New Zealand breed of sheep

The Coopworth is a modern New Zealand breed of sheep. It was developed by researchers at Lincoln College in the Canterbury region of the South Island between about 1956 and 1968, the result of cross-breeding of New Zealand Romney ewes and Border Leicester rams. It has become the second-most numerous sheep breed in New Zealand, and has been exported to Australia, some European countries, and the United States.

== History ==

The Coopworth was developed between about 1956 and 1968 at Lincoln College (now Lincoln University), near Christchurch in the Canterbury region of the South Island by researchers under Ian Coop. The aim of the project was to increase the prolificacy or lambing percentage of ewes. To this end, New Zealand Romney ewes were put to Border Leicester rams; the Border Leicester was at that time the most prolific breed in New Zealand. Successive generations were then selectively bred based on strict performance recording for factors including fertility, maternal qualities, rate of growth and fleece weight. Results came fast – by about the fourth generation the cross-bred line was thought better than a direct Romney–Border Leicester cross, despite the benefit of heterosis in the latter. A breed association, the Coopworth Sheep Society of New Zealand, was formed in 1968 after a meeting of breeders.

The Coopworth soon became widespread. By 1984 it was the second-most numerous breed in New Zealand after the Romney, constituting almost 20% of the national flock and almost half the number of Romneys; in 2000 it represented about 10% of the whole population, while the Romney made up almost 60%.

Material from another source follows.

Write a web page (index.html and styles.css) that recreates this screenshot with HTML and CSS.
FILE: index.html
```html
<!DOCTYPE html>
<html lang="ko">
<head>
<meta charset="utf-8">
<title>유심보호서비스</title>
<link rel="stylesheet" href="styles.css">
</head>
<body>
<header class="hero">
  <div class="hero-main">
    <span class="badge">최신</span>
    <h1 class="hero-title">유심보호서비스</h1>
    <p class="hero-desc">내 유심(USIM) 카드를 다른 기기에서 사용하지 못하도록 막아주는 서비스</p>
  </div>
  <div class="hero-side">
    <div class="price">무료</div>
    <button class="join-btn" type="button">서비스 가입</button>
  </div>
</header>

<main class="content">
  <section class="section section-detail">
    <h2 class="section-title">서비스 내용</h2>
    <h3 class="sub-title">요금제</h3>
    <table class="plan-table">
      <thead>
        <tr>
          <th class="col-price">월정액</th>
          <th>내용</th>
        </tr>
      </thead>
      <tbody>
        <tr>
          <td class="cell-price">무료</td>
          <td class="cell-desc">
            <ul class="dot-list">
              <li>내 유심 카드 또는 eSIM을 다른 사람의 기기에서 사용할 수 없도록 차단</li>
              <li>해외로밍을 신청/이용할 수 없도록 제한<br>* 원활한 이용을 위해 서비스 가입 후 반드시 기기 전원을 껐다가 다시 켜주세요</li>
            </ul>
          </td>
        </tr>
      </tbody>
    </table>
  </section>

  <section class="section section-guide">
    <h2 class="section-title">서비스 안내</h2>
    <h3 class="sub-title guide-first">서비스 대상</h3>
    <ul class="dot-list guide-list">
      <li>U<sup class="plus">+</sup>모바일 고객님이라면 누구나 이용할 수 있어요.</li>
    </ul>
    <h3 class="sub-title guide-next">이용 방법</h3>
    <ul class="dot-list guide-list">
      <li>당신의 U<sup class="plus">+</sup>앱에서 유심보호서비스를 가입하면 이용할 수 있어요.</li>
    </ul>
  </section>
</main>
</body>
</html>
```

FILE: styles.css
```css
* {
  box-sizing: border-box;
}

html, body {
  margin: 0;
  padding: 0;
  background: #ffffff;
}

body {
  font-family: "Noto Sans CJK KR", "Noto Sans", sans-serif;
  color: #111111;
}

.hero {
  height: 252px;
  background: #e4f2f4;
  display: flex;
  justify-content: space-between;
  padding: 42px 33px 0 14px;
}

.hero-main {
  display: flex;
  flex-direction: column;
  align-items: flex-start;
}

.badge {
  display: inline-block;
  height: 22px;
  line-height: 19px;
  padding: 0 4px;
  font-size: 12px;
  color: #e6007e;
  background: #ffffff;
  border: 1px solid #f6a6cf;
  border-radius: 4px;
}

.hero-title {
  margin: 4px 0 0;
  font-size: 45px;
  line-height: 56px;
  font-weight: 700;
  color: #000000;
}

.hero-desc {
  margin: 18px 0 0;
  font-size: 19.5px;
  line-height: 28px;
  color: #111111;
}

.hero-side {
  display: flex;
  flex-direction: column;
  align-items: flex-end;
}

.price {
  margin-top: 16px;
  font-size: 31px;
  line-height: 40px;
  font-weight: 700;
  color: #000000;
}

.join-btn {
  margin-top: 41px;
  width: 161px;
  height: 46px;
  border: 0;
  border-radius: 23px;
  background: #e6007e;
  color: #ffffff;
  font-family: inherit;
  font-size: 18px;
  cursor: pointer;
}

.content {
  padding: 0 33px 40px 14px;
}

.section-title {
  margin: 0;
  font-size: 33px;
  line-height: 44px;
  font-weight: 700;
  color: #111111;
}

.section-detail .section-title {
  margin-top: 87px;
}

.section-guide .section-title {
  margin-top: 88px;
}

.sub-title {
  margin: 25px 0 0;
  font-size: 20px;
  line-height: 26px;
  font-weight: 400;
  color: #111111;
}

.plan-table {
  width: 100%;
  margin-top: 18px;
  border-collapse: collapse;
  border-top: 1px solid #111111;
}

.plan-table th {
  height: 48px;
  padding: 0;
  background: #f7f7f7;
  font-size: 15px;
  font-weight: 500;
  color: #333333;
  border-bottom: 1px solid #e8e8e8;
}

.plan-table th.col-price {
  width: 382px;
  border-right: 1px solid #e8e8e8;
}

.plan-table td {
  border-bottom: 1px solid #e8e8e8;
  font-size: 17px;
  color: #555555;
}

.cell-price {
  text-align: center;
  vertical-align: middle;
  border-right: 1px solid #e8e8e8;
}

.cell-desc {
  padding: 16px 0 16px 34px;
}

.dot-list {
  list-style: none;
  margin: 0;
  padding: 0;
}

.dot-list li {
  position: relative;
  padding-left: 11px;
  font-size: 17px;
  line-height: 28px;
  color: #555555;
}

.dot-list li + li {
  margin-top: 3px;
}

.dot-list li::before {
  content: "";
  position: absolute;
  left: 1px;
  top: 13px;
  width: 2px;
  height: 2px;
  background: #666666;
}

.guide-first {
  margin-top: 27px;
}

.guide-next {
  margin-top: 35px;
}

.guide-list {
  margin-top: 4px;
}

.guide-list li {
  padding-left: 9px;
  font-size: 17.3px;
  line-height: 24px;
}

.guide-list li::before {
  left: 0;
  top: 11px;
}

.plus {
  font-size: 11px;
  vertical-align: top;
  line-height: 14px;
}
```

It was soon exported to Australia (from 1975), to the United States (from 1970) and to some European countries.

== Characteristics ==

The Coopworth looks much like the Romney, but is rather larger. It is of medium size: mature ewes weigh about 55 kg, rams some 50–70 kg. It is polled, white-faced and white-woolled; the face and legs are free of wool. It is a lowland sheep, more suited to improved lowland pasture than to hill country.

The Woodlands Coopworth is a strain within the Coopworth breed, characterised by an X-linked gene which increases ovulation by about 40%, and so contributes to greater fecundity.

== Use ==

The Coopworth is reared for both meat and wool. Fleeces weigh about 5 kg; staple length is in the range 200–230 mm, with a fibre diameter of about 35 μm (Bradford count 48/46s). The wool is used for clothing, for hand-spinning, and in carpet blends.